Am 16.12.20 um 09:30 schrieb Botond Dénes:
> On Wed, 2020-12-16 at 09:16 +0100, Michael wrote:
>>
>> Am 16.12.20 um 08:35 schrieb Botond Dénes:
>>> Hi Michael,
>>>
>>>
>>> Is this a recently added node by any chance? Can you tell a bit
>>> about
>>> your cluster? What version are you running, do nodes have the same
>>> shard count? What is your schema? Is this happening with all tables
>>> or
>>> just one?
no, the node is not new, it was always an 8 node cluster.
>>
>>
>> I checked the shard count and it's 1-7 on 7 nodes and 0-7 on one
>> node,
>> does this matter?
>
> Yes, this means the new node has different shard count. This is
> supported but apparently there is a bug related to this that causes the
> symptoms you mention above. We couldn't find the bug yet
The node with one shard less was not the node with the "non null" exception.
And, it's only one table (out of 8). Is it possible that with one node
having one shard less, other nodes throw compaction errors?
If so, I stop the node, change the cpuset and restart it.

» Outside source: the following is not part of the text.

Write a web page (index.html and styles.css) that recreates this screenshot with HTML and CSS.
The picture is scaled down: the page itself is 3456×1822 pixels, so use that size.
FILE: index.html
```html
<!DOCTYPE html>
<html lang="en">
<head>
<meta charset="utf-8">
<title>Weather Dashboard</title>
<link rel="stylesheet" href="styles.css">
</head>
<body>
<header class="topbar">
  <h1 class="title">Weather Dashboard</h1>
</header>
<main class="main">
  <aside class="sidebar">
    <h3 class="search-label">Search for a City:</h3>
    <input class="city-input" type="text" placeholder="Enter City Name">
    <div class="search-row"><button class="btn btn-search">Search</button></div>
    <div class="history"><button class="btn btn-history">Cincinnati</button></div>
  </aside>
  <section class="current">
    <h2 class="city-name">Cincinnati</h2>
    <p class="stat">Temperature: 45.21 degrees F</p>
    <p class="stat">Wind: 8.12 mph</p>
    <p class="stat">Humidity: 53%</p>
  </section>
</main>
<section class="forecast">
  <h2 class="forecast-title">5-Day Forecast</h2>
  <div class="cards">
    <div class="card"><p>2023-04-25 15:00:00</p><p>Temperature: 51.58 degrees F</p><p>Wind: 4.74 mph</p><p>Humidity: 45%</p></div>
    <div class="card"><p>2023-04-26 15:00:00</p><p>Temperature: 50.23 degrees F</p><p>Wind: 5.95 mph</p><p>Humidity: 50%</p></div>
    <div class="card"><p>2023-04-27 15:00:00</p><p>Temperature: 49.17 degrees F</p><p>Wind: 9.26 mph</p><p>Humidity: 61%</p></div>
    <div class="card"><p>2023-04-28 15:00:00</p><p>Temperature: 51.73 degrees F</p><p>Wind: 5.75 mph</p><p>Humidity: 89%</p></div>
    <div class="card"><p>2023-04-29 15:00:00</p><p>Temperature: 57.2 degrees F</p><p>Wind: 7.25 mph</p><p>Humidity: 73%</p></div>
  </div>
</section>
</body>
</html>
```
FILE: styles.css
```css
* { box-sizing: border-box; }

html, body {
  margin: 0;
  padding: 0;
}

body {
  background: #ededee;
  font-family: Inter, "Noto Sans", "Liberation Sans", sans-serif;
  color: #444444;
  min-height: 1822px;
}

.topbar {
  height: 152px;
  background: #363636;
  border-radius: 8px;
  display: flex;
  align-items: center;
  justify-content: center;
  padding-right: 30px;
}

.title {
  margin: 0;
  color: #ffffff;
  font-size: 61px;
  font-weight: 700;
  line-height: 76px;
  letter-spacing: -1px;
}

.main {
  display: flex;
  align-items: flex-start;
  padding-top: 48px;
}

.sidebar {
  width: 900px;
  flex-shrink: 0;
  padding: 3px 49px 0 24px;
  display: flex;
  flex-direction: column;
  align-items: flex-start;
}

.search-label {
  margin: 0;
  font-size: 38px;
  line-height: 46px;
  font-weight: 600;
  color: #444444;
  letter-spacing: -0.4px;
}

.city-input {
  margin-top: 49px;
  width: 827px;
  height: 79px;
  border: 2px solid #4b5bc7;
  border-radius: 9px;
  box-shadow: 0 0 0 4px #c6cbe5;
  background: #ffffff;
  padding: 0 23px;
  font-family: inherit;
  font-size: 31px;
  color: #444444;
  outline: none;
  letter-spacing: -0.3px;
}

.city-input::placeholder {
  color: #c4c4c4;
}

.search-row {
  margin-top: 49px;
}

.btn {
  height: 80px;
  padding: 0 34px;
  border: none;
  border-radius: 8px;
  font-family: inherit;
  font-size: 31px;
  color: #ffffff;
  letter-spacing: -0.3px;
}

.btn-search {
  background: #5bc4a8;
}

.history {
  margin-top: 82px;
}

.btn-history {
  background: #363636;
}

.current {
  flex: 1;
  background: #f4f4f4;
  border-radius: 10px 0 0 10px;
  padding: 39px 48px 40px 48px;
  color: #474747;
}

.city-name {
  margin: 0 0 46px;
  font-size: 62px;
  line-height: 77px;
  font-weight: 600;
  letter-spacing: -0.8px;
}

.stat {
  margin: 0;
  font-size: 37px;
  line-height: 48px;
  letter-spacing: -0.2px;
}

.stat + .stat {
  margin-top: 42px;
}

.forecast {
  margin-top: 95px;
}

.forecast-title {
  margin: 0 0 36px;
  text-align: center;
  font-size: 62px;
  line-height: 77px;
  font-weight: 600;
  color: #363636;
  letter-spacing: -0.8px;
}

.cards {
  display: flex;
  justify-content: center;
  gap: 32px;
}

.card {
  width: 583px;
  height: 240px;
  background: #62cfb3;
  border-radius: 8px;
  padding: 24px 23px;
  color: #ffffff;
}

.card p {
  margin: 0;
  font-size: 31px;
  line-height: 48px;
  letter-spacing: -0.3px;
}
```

>> After removing the mc-* files with the non null error and issuing a
>> repair, the non null errors are gone. But the first repair failed,
>> now I
>> try a second "repair -pr" and see what happens.
>
> What error did repair fail with (if any)?

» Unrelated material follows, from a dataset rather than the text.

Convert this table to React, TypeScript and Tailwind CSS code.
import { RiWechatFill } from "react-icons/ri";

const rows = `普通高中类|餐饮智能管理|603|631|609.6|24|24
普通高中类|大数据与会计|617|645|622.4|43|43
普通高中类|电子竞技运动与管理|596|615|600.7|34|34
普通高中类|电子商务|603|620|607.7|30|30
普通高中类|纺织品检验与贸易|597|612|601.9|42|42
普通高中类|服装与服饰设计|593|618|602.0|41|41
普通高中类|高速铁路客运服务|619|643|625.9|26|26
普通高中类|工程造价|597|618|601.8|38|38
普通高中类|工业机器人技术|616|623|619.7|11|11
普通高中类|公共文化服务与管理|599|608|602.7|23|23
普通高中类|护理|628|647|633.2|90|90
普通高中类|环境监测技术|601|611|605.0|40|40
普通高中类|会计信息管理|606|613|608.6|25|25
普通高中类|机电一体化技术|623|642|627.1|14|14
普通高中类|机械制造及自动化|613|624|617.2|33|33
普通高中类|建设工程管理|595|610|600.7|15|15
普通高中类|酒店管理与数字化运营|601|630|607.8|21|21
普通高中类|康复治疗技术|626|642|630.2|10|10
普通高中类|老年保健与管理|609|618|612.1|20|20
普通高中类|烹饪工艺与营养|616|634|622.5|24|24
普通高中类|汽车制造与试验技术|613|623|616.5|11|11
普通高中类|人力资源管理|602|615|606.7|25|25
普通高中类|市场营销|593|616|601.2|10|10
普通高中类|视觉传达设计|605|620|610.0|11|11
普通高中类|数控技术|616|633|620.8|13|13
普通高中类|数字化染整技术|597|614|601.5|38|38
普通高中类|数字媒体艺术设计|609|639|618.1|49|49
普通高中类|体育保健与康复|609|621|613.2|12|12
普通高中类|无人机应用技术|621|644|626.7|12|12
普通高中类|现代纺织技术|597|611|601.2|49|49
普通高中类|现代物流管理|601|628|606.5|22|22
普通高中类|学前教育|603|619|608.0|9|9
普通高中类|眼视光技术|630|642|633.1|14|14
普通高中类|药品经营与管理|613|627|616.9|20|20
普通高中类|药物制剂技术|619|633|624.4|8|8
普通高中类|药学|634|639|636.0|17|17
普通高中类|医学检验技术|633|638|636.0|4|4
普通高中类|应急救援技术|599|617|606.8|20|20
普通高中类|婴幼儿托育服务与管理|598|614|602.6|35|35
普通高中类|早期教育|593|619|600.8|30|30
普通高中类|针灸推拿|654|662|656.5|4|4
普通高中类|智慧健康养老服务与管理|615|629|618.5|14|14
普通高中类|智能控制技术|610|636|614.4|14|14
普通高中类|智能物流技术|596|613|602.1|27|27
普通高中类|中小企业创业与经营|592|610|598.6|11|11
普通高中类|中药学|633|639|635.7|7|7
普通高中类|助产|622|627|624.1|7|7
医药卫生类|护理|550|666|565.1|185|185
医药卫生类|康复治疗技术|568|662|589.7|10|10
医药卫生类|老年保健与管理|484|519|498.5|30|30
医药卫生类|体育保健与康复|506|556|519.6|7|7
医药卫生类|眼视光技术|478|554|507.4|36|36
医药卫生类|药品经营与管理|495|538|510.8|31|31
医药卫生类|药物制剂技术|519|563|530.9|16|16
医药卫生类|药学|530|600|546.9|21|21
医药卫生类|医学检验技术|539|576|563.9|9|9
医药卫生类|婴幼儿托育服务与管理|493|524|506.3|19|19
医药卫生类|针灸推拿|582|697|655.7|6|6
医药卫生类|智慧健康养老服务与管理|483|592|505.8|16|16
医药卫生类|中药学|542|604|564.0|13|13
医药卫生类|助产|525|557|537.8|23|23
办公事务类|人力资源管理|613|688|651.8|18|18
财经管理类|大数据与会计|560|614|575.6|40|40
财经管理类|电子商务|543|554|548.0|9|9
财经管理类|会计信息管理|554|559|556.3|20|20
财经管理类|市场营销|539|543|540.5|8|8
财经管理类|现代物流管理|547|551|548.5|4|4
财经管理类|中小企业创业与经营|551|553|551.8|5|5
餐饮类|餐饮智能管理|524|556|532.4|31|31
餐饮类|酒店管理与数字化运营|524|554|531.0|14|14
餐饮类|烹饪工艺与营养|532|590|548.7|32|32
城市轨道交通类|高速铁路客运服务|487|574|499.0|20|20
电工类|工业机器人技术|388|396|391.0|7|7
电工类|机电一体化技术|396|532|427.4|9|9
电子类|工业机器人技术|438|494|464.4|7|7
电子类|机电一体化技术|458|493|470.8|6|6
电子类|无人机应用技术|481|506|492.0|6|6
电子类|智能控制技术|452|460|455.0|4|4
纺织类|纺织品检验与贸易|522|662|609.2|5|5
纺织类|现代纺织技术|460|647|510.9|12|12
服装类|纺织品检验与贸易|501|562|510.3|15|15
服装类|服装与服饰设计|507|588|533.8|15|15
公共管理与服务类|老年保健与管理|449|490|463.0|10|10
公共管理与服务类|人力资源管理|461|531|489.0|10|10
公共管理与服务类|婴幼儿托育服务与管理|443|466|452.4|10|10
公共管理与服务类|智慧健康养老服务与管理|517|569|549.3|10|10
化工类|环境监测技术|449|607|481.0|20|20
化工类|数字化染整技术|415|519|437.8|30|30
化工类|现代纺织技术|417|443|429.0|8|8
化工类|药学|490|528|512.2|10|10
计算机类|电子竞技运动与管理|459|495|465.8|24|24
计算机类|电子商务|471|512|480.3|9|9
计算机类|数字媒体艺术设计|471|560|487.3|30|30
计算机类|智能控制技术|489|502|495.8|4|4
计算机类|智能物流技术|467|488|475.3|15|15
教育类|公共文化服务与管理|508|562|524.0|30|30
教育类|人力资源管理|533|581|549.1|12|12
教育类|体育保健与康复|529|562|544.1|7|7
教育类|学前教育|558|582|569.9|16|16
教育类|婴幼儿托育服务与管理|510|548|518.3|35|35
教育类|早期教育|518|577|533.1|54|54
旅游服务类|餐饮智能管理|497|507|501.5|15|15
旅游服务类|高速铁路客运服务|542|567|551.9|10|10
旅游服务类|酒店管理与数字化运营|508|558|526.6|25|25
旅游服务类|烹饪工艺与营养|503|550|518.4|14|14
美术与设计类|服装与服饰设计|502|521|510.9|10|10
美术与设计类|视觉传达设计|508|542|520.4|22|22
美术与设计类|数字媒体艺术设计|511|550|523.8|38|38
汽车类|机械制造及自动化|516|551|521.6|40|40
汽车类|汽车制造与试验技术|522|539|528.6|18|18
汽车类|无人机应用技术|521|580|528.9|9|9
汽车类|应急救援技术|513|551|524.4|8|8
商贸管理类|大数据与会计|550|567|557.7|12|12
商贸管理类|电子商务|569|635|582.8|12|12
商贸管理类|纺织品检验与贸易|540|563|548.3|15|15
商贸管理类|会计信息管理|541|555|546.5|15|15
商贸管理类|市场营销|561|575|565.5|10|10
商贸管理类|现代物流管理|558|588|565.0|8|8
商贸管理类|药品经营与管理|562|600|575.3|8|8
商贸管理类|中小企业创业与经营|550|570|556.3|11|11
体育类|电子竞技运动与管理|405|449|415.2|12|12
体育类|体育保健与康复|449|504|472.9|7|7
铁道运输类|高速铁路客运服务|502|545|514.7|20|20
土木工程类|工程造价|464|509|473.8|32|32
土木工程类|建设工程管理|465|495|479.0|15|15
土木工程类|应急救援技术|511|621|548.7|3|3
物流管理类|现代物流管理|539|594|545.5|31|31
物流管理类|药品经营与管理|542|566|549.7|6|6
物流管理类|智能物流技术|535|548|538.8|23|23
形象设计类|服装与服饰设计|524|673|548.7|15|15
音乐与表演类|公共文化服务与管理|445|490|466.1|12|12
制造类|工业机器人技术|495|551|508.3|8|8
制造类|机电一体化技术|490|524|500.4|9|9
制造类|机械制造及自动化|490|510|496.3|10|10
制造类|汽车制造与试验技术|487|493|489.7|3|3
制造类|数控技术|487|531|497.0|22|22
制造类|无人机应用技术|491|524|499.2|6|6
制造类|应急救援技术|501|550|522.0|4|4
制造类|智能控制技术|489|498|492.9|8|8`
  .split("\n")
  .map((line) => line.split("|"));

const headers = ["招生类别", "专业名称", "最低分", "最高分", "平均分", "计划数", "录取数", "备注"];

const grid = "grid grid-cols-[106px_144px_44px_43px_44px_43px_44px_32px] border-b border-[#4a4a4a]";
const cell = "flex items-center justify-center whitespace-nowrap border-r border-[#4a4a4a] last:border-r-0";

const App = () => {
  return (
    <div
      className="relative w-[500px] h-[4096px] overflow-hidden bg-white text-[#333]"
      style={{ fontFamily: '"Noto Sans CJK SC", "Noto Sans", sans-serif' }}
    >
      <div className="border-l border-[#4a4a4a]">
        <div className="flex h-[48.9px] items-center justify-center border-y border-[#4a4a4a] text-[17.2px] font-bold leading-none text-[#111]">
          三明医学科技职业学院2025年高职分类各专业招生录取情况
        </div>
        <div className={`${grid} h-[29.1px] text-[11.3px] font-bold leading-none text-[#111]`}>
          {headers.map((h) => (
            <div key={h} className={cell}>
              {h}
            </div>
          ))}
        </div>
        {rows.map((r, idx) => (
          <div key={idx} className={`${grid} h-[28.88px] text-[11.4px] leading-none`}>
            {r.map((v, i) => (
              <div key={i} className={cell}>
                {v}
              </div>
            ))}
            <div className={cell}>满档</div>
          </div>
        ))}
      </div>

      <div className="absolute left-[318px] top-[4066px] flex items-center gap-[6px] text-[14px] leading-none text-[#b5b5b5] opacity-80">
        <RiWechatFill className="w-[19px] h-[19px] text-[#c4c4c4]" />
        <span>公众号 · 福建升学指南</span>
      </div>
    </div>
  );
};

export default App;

I will look through the logs.
> A cell is a value for a certain column in a table. We have detectors
> for large cells in place, as they often cause problems. This is not
> fatal, but you might want to check which cells are large.
yes, but what is large (in bytes)?
The table has a text field which mostly is short, but can degenerate and
be over 1MB in size
Michael